From your result, it's clear to see that you are transforming data from long to wide format and subtype is spread along the row direction, so you will need dcast from data.table. And since your want to aggregate your values from var1 and var2 to be a single string, you will need to customize the aggregate function as paste to collapse the result:
library(data.table)
setDT(data)
dcast(data, type ~ subtype, value.var = c("var1", "var2"),
fun = function(v) paste0(unique(v), collapse = "|"))
# type var1_function_1 var1_function_2 var2_function_1 var2_function_2
# 1: A a b|c aa bb|cc|dd
# 2: B d|e f ee ff
Not sure if you want to use data.table package and commands, or if you want to find out whether your code works with data tables as well.
I think complex computations require the usage of the appropriate packages.
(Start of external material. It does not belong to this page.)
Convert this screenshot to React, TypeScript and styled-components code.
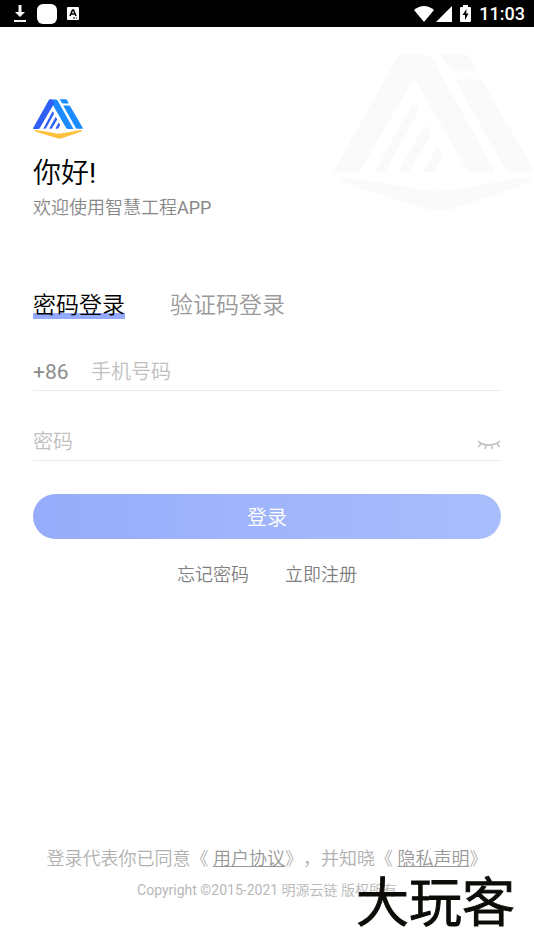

The above script works for you, but it's hard to see what it does if it's not written by you.
Before you start using data.table check some nice packages that make life easier for you. Like
library(dplyr)
library(tidyr)
data = data.frame(
var1 = c("a","b","c","b","d","e","f"),
var2 = c("aa","bb","cc","dd","ee","ee","ff"),
subtype = c("1","2","2","2","1","1","2"),
type = c("A","A","A","A","B","B","B")
)
data %>%
group_by(type, subtype) %>%
summarise(x1 = paste(unique(var1),collapse ="|"),
x2 = paste(unique(var2),collapse ="|")) %>%
unite(xx,x1,x2) %>%
spread(subtype,xx) %>%
separate(`1`, c("1.var1","1.var2"), sep="_") %>%
separate(`2`, c("2.var1","2.var2"), sep="_") %>%
ungroup
# # A tibble: 2 x 5
# type 1.var1 1.var2 2.var1 2.var2
# * <fctr> <chr> <chr> <chr> <chr>
# 1 A a aa b|c bb|cc|dd
# 2 B d|e ee f ff
You can use the same code, or even your script, when having a data table instead of a data frame. But if you're looking for using data table commands that's a different story.